Vermutlich ist es an der Zeit, ein Buch zu erwähnen, das im Königreich in Kürze auf dem Markt erscheint. Darin versucht ein Mann, seine politische Amtszeit reinzuwaschen, die unzählige Briten am liebsten vergessen oder besser noch ungeschehen machen würden. David Cameron ist der Autor, jener Ex-Premier, der 2016 das EU-Referendum ansetzte und damit hauptverantwortlich für die beispiellose Krise ist, in der Großbritannien nun steckt. Man darf den Erscheinungstermin ohne Zweifel als unpassenden Moment bezeichnen – insbesondere, weil das Drama jetzt vollends zu eskalieren droht.

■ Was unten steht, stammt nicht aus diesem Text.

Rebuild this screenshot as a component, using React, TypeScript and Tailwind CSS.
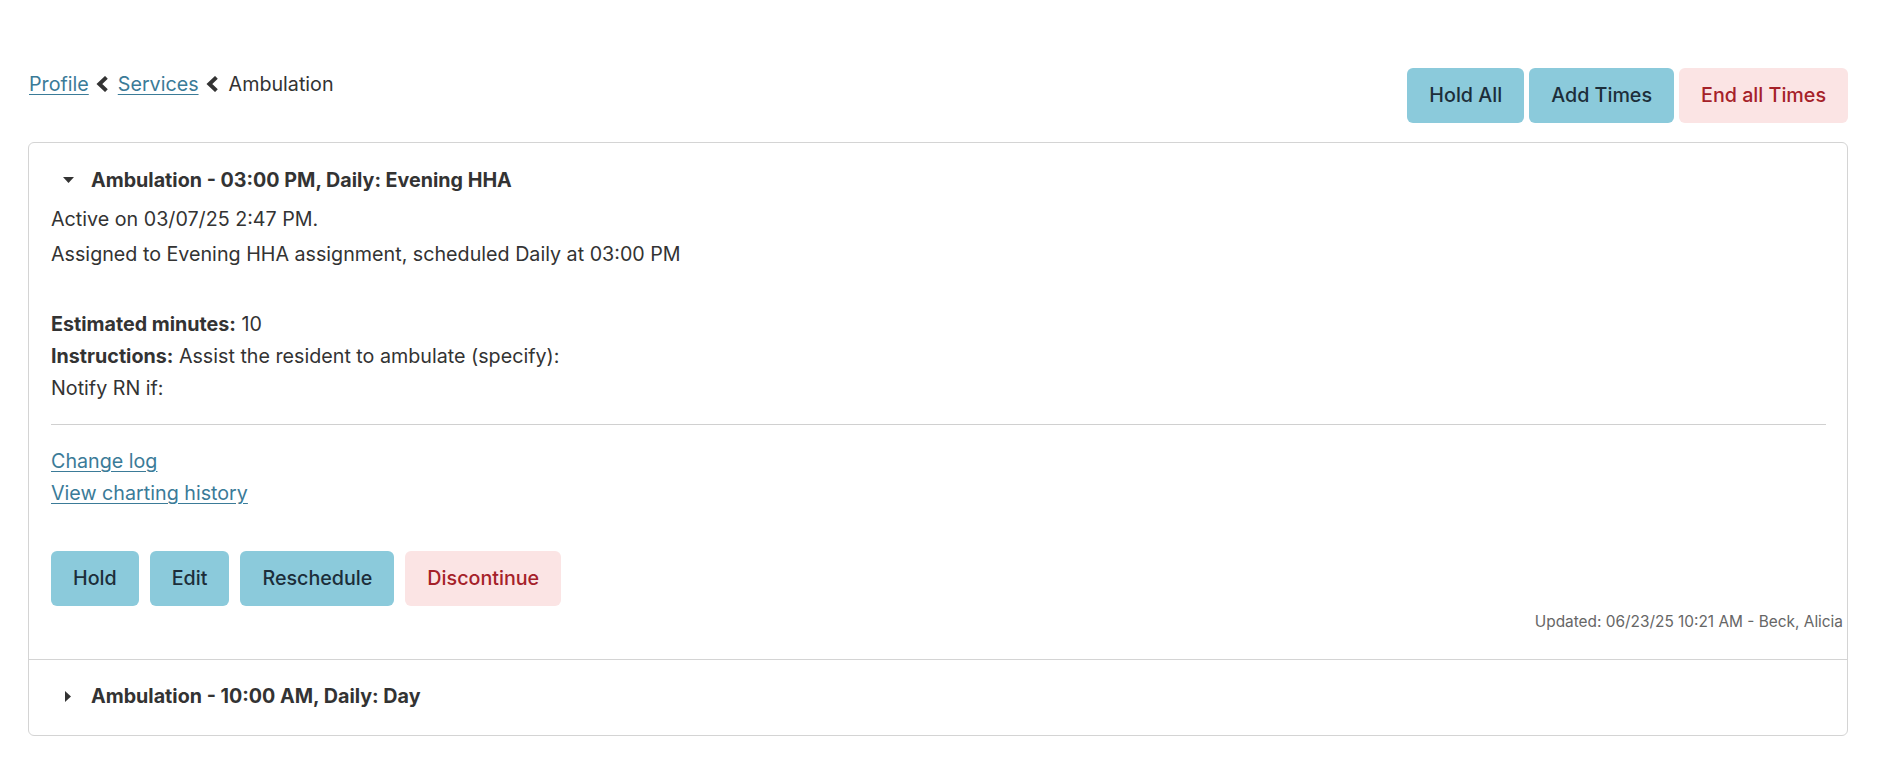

Am Dienstag, wenn die Abgeordneten aus den Ferien zurückkehren, beginnt die Woche des Showdown. Hier die Regierung unter Premierminister Boris Johnson, die das Land, „komme, was wolle“, im Notfall auch ohne Abkommen am 31. Oktober aus der EU führen will. Dort die Gegner eines ungeregelten No-Deal-Brexits, denen die Zeit davonläuft. Wer als Gewinner aus der Kraftprobe herausgehen wird, ist völlig unklar. Dass danach in Westminster nichts mehr so sein wird wie zuvor, dagegen schon. Die Entrüstung ist groß, nachdem Johnson in der vergangenen Woche angekündigt hat, dem Parlament eine Zwangspause verordnen zu wollen.
Von „Diktatur“ reden seine Kritiker, sie werfen dem Regierungschef vor, die Demokratie aushebeln zu wollen, auch wenn sich Johnson einer Option bedient hat, die die britische Tradition bietet. Ob sich der Brexit-Hardliner mit seinem Manöver aber einen Gefallen getan hat, muss sich noch herausstellen. Nicht nur, dass sich Gerichte mit dem „Verfassungsbruch“ beschäftigen. Hinter den Kulissen liebäugeln konservative Parlamentarier damit, mit dem politischen Gegner der oppositionellen Labour-Partei zu paktieren, um einen parteiübergreifenden Gesetzentwurf zu verabschieden, der den Austritt ohne Abkommen verhindern soll. Dadurch würde Johnson gezwungen, bei der EU eine Verlängerung der Scheidungsfrist zu beantragen.
Ob das Zweckbündnis mit solch einem Vorstoß Erfolg haben könnte, ob überhaupt die Zeit ausreicht, bezweifeln Beobachter. Dabei versichert Johnson regelmäßig, er wolle bei der EU einen besseren Austrittsvertrag aushandeln. Seinen Widersachern wirft er vor, sie torpedierten seine Chance, die EU zu Zugeständnissen zu zwingen. Änderungen fordert er vor allem beim umstrittenen Backstop. Die Brextremisten wollen die Garantieklausel für eine offene Grenze auf der irischen Insel streichen und verlangen stattdessen Alternativlösungen. Brauchbare Vorschläge, wie diese aussehen könnten, blieben sie bislang schuldig.
Von Ideologien beflügelte Illusionen und die harsche Realität prallen an der irischen Grenze aufeinander, nur scheint das Problem weit genug von der Londoner Blase entfernt, als dass die Hardliner es ernstnähmen. Fakten? Im völlig polarisierten Brexit-Britannien gehen sie schon lange im Getöse unter. Auch wenn zahlreiche Abgeordnete jetzt mit allen Mitteln für ein geordnetes Ausscheiden kämpfen, die meisten von ihnen haben in den ersten Monaten dieses Jahres drei Mal das Abkommen abgelehnt, das Johnsons Vorgängerin Theresa May mit der EU vereinbart hatte. Das Unterhaus hat sich im Grunde selbst ausgeschaltet.
Das nutzt der neue Premier aus, präsentiert sich im Machtpoker unnachgiebig und autoritär. In Trump-Manier werden kritische Mitarbeiter entlassen und Parlamentarier, die sich bei den kommenden Abstimmungen gegen die Linie der Regierung stellen, droht das Karriere-Aus innerhalb der Tory-Partei. So werde ihnen verboten, bei künftigen Parlamentswahlen für die Konservativen anzutreten. Zu einer Wahl könnte es schon in den nächsten Wochen kommen, etwa wenn die Opposition ein Misstrauensvotum gegen Johnson stellt und er dieses verliert. Oder wenn der Regierungschef selbst Neuwahlen ausruft. Labour unter Jeremy Corbyn fordert zwar seit Jahren genau das, will aber eigentlich verhindern, dass Johnson den Wahltermin auf Anfang November legt – und damit auf die Zeit nach dem Austritt der Briten aus der EU. Das würde einen chaotischen Brexit wahrscheinlicher machen.